In response, since 2009, the ACLU and ACLU affiliates across the country have been exposing and challenging modern-day debtors' prisons, and urging governments and courts to pursue more rational and equitable approaches to criminal justice debt.

Debtors' prisons impose devastating human costs. They lead to coercive debt collection, forcing poor people to forgo the basic necessities of life in order to avoid arrest and jailing. Debtors' prisons waste taxpayer money and resources by jailing people who may never be able to pay their debts. This imposes direct costs on the government and further destabilizes the lives of poor people struggling to pay their debts and leave the criminal justice system behind. And most troubling, debtors' prisons create a racially-skewed, two-tiered system of justice in which the poor receive harsher, longer punishments for committing the same crimes as the rich, simply because they are poor.

Ultimately, debtors' prisons are not only unfair and insensible, they are also illegal. Imprisoning someone because she cannot afford to pay court-imposed fines or fees violates the Fourteenth Amendment promises of due process and equal protection under the law.

The ACLU and ACLU affiliates are uncovering how debtors' prisons across the country undermine the criminal justice system and threaten civil rights and civil liberties. We are working in state legislatures and courts, and with judicial officials to end these practices once and for all.

This ACLU report presents the results of a year-long investigation into modern-day debtors' prisons in Louisiana, Michigan, Ohio, Washington, and Georgia. It shows that poor defendants are being jailed at increasingly alarming rates for failing to pay legal debts, creating a racially-skewed, two-tiered system of justice that violates the basic constitutional rights of poor people. The report documents the realities of today's debtors' prisons, and provides state and local governments and courts with recommendations for pursuing sensible and fair approaches to collecting criminal justice debt.

In 2014, the ACLU of Colorado sent letters to three cities, demanding a stop to the issuance of "pay-or-serve" warrants. These warrants had led to the arrest and jailing of poor people struggling to pay criminal justice debt without any consideration for, or inquiry into, their ability to pay. Through public education and advocacy, the ACLU of Colorado ultimately secured the passage of HB 1061, which was signed into law in May 2014 and now bans debtors' prisons in Colorado. Read more.

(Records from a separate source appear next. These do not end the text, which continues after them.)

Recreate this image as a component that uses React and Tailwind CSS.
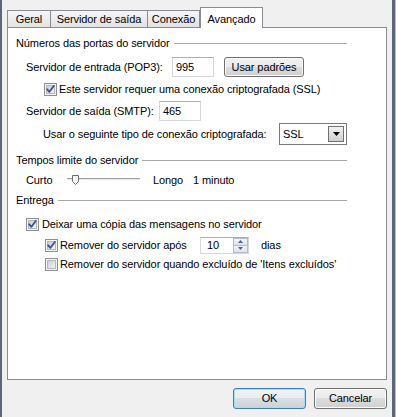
import React from 'react';

const Check = ({ checked, id }) => (
  <svg width="13" height="13" viewBox="0 0 13 13" className="shrink-0">
    <defs>
      <linearGradient id={id} x1="0" y1="0" x2="1" y2="1">
        <stop offset="0" stopColor="#c6cbd2" />
        <stop offset="1" stopColor="#f8f8f8" />
      </linearGradient>
    </defs>
    <rect x="0.5" y="0.5" width="12" height="12" fill="#f4f4f4" stroke="#8e8f8f" />
    <rect x="2.5" y="2.5" width="8" height="8" fill={`url(#${id})`} stroke="#b5b9be" />
    {checked && (
      <path d="M3.2 6.3 L5.4 8.8 L9.8 3" fill="none" stroke="#3f5585" strokeWidth="1.9" strokeLinecap="round" strokeLinejoin="round" />
    )}
  </svg>
);

const Group = ({ title, className }) => (
  <div className={`flex h-[16px] items-center pl-[8px] pr-[39px] ${className}`}>
    <span className="whitespace-nowrap">{title}</span>
    <div className="ml-[4px] h-px flex-1 bg-[#a9a9a9]" />
  </div>
);

const Input = ({ value, className }) => (
  <div className={`flex h-[20px] items-center border border-[#d5d8de] border-t-[#abadb3] bg-white pl-[3px] ${className}`}>
    {value}
  </div>
);

const App = () => {
  return (
    <div className="flex h-[417px] w-[396px] bg-[#f0f0f0] font-['Liberation_Sans',Arial,sans-serif] text-[11px] tracking-[-0.1px] text-black">
      {/* frame left */}
      <div className="w-[2px] bg-[#5d6777]" />

      <div className="flex flex-1 flex-col">
        {/* Tabs */}
        <div className="flex items-end pl-[5px] pt-[7px]">
          <div className="flex h-[17px] w-[43px] items-center justify-center border-l border-t border-[#898c95] bg-linear-to-b from-[#f6f6f6] to-[#e2e2e2]">
            Geral
          </div>
          <div className="flex h-[17px] w-[97px] items-center justify-center border-l border-t border-[#898c95] bg-linear-to-b from-[#f6f6f6] to-[#e2e2e2]">
            Servidor de saída
          </div>
          <div className="flex h-[17px] w-[53px] items-center justify-center border-x border-t border-[#898c95] bg-linear-to-b from-[#f6f6f6] to-[#e2e2e2]">
            Conexão
          </div>
          <div className="relative z-10 -mb-px flex h-[21px] w-[63px] items-start justify-center border-x border-t border-[#898c95] bg-white pt-[3px]">
            Avançado
          </div>
        </div>

        {/* Panel */}
        <div className="ml-[5px] flex h-[353px] w-[380px] flex-col border border-[#898c95] bg-white">
          <Group title="Números das portas do servidor" className="mt-[7px]" />

          <div className="mt-[6px] flex h-[20px] items-center pl-[18px]">
            <span className="w-[146px] whitespace-nowrap">Servidor de entrada (POP3):</span>
            <Input value="995" className="w-[42px]" />
            <button className="ml-[10px] h-[20px] w-[80px] rounded-[3px] border border-[#707070] bg-[linear-gradient(#f2f2f2,#ebebeb_50%,#dddddd_50%,#cfcfcf)] shadow-[inset_0_0_0_1px_#fbfbfb]">
              Usar padrões
            </button>
          </div>

          <div className="mt-[5px] flex h-[14px] items-center gap-[2px] pl-[36px]">
            <Check checked id="c1" />
            <span className="whitespace-nowrap">Este servidor requer uma conexão criptografada (SSL)</span>
          </div>

          <div className="mt-[5px] flex h-[20px] items-center pl-[18px]">
            <span className="w-[133px] whitespace-nowrap">Servidor de saída (SMTP):</span>
            <Input value="465" className="w-[42px]" />
          </div>

          <div className="mt-[2px] flex h-[22px] items-center pl-[35px]">
            <span className="w-[236px] whitespace-nowrap">Usar o seguinte tipo de conexão criptografada:</span>
            <div className="flex h-[22px] w-[68px] items-center justify-between border border-[#7a7a7a] bg-white pl-[3px] pr-[2px]">
              <span>SSL</span>
              <div className="flex h-[16px] w-[16px] items-center justify-center border border-[#707070] bg-linear-to-b from-[#f2f2f2] to-[#cfcfcf]">
                <svg width="7" height="4" viewBox="0 0 7 4">
                  <path d="M0 0 H7 L3.5 4 Z" fill="#000" />
                </svg>
              </div>
            </div>
          </div>

          <Group title="Tempos limite do servidor" className="mt-[7px]" />

          <div className="mt-[4px] flex h-[16px] items-center pl-[18px]">
            <span className="w-[41px]">Curto</span>
            <div className="w-[86px]">
              <svg width="75" height="14" viewBox="0 0 75 14">
                <line x1="0" y1="5.5" x2="73" y2="5.5" stroke="#a3a3a3" />
                <line x1="0" y1="6.5" x2="73" y2="6.5" stroke="#e6e6e6" />
                <path d="M5.5 2.5 H11.5 V8.5 L8.5 11.5 L5.5 8.5 Z" fill="#f4f4f4" stroke="#6f6f6f" />
              </svg>
            </div>
            <span className="w-[40px]">Longo</span>
            <span>1 minuto</span>
          </div>

          <Group title="Entrega" className="mt-[4px]" />

          <div className="mt-[9px] flex h-[14px] items-center gap-[3px] pl-[18px]">
            <Check checked id="c2" />
            <span className="whitespace-nowrap">Deixar uma cópia das mensagens no servidor</span>
          </div>

          <div className="mt-[5px] flex h-[18px] items-center pl-[37px]">
            <Check checked id="c3" />
            <span className="ml-[2px] w-[140px] whitespace-nowrap">Remover do servidor após</span>
            <div className="flex h-[17px] w-[49px] border border-[#d5d8de] border-t-[#abadb3] bg-white">
              <span className="flex flex-1 items-center pl-[6px]">10</span>
              <div className="flex w-[15px] flex-col">
                <div className="flex flex-1 items-center justify-center border border-[#b6bcc6] bg-linear-to-b from-[#f3f5f8] to-[#dde3ea]">
                  <svg width="5" height="3" viewBox="0 0 5 3">
                    <path d="M0 3 L2.5 0 L5 3 Z" fill="#4c6393" />
                  </svg>
                </div>
                <div className="flex flex-1 items-center justify-center border border-t-0 border-[#b6bcc6] bg-linear-to-b from-[#f3f5f8] to-[#dde3ea]">
                  <svg width="5" height="3" viewBox="0 0 5 3">
                    <path d="M0 0 L5 0 L2.5 3 Z" fill="#4c6393" />
                  </svg>
                </div>
              </div>
            </div>
            <span className="ml-[12px]">dias</span>
          </div>

          <div className="mt-[3px] flex h-[14px] items-center gap-[2px] pl-[37px]">
            <Check id="c4" />
            <span className="whitespace-nowrap">Remover do servidor quando excluído de 'Itens excluídos'</span>
          </div>
        </div>

        {/* Buttons */}
        <div className="mt-[8px] flex justify-end gap-[8px] pr-[5px]">
          <button className="h-[21px] w-[73px] rounded-[3px] border border-[#3c7fb1] bg-[linear-gradient(#f0f3f5,#e8ecef_50%,#d9dfe3_50%,#cbd2d7)] shadow-[inset_0_0_0_1px_#a9dcf6]">
            OK
          </button>
          <button className="h-[21px] w-[73px] rounded-[3px] border border-[#707070] bg-[linear-gradient(#f2f2f2,#ebebeb_50%,#dddddd_50%,#cfcfcf)] shadow-[inset_0_0_0_1px_#fbfbfb]">
            Cancelar
          </button>
        </div>
      </div>

      {/* frame right */}
      <div className="w-[3px] bg-[#5d6777]" />
      <div className="w-px bg-[#b9bec6]" />
    </div>
  );
};

export default App;
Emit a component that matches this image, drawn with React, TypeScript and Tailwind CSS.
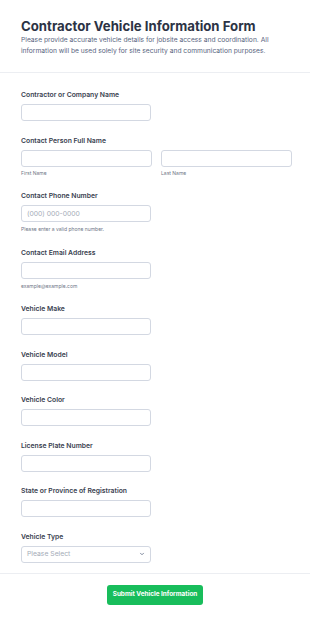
import { ChevronDown } from 'lucide-react';

const font = { fontFamily: 'Inter, "Noto Sans", sans-serif' };

function Label({ children }: { children: React.ReactNode }) {
  return (
    <label className="mb-[4px] block text-[6.8px] font-semibold leading-[10px] text-[#39414f]">
      {children}
    </label>
  );
}

function TextInput({ placeholder }: { placeholder?: string }) {
  return (
    <input
      placeholder={placeholder}
      className="block h-[17px] w-full rounded-[3px] border border-[#d3d8e2] bg-white px-[5px] text-[6.8px] text-[#2c3345] outline-none placeholder:text-[#a5acb8]"
    />
  );
}

function Sub({ children, className = '' }: { children: React.ReactNode; className?: string }) {
  return <p className={`text-[5px] leading-[8px] text-[#6f7787] ${className}`}>{children}</p>;
}

function Field({ label }: { label: string }) {
  return (
    <div className="w-[130px]">
      <Label>{label}</Label>
      <TextInput />
    </div>
  );
}

export default function App() {
  return (
    <div className="min-h-[621px] bg-white" style={font}>
      <header className="border-b border-[#eceef2] px-[21px] pb-[16px] pt-[17px]">
        <h1 className="text-[13.2px] font-bold leading-[18px] text-[#2c3345]">
          Contractor Vehicle Information Form
        </h1>
        <p className="text-[6.7px] leading-[10.7px] text-[#57647e]">
          Please provide accurate vehicle details for jobsite access and coordination. All information
          will be used solely for site security and communication purposes.
        </p>
      </header>

      <form className="flex flex-col gap-[14.5px] px-[21px] pb-[10px] pt-[17px]">
        <Field label="Contractor or Company Name" />

        <div>
          <Label>Contact Person Full Name</Label>
          <div className="grid w-[271px] grid-cols-2 gap-[9px]">
            <div>
              <TextInput />
              <Sub className="mt-[2px]">First Name</Sub>
            </div>
            <div>
              <TextInput />
              <Sub className="mt-[2px]">Last Name</Sub>
            </div>
          </div>
        </div>

        <div className="w-[130px]">
          <Label>Contact Phone Number</Label>
          <TextInput placeholder="(000) 000-0000" />
          <Sub className="mt-[3px]">Please enter a valid phone number.</Sub>
        </div>

        <div className="w-[130px]">
          <Label>Contact Email Address</Label>
          <TextInput />
          <Sub className="mt-[3px]">example@example.com</Sub>
        </div>

        <Field label="Vehicle Make" />
        <Field label="Vehicle Model" />
        <Field label="Vehicle Color" />
        <Field label="License Plate Number" />
        <Field label="State or Province of Registration" />

        <div className="w-[130px]">
          <Label>Vehicle Type</Label>
          <div className="flex h-[17px] w-full items-center justify-between rounded-[3px] border border-[#d3d8e2] bg-white pl-[5px] pr-[5px]">
            <span className="text-[6.8px] text-[#a5acb8]">Please Select</span>
            <ChevronDown className="h-[6px] w-[6px] text-[#57647e]" strokeWidth={3} />
          </div>
        </div>
      </form>

      <div className="flex justify-center border-t border-[#eceef2] pb-[17px] pt-[11px]">
        <button
          type="button"
          className="h-[20px] w-[96px] rounded-[3px] bg-[#18bd5b] text-[6.4px] font-bold text-white"
        >
          Submit Vehicle Information
        </button>
      </div>
    </div>
  );
}
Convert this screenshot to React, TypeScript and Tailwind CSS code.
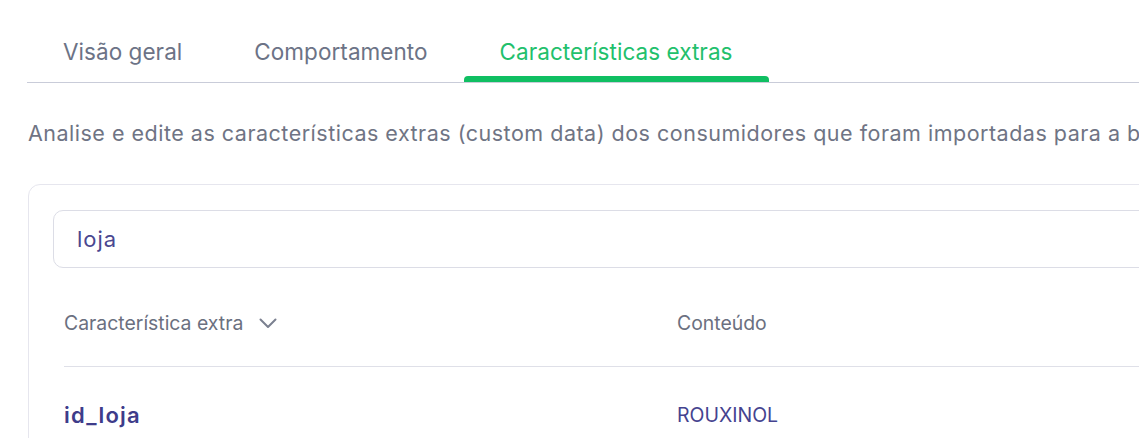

In 2013, the ACLU of Michigan, the Brennan Center for Justice, and the Michigan State Planning Body filed an amicus brief in a debtors' prison case before the Michigan Court of Appeals, urging the issuance of guidance to lower courts to prevent debtors' prison practices.

In the latest pushback against the national scourge of debtors' prisons, the American Civil Liberties Union filed an October 2015 federal lawsuit challenging the illegal arrest and jailing of poor people in Biloxi, Mississippi, without a hearing or representation by counsel. Victims are told they can avoid jail only if they pay the entire amount of outstanding court fines and fees up front, in full, and in cash.

The percentage of people living in poverty in Biloxi has doubled since 2009. Yet during this period, the city, through the Biloxi Municipal Court, has aggressively pursued court fines and fee payments from indigent people by issuing warrants when payments are missed. The warrants charge debtors with failure to pay, order their arrest and jailing in the Harrison County Adult Detention Center, and explicitly state that debtors can avoid jail only if they pay the full amount of fines and fees in cash. The complaint, Kennedy v. City of Biloxi, was filed in the U.S. District Court for the Southern District of Mississippi in Gulfport and cites violations of the U.S. Constitution's Fourth and 14th Amendments. Read more.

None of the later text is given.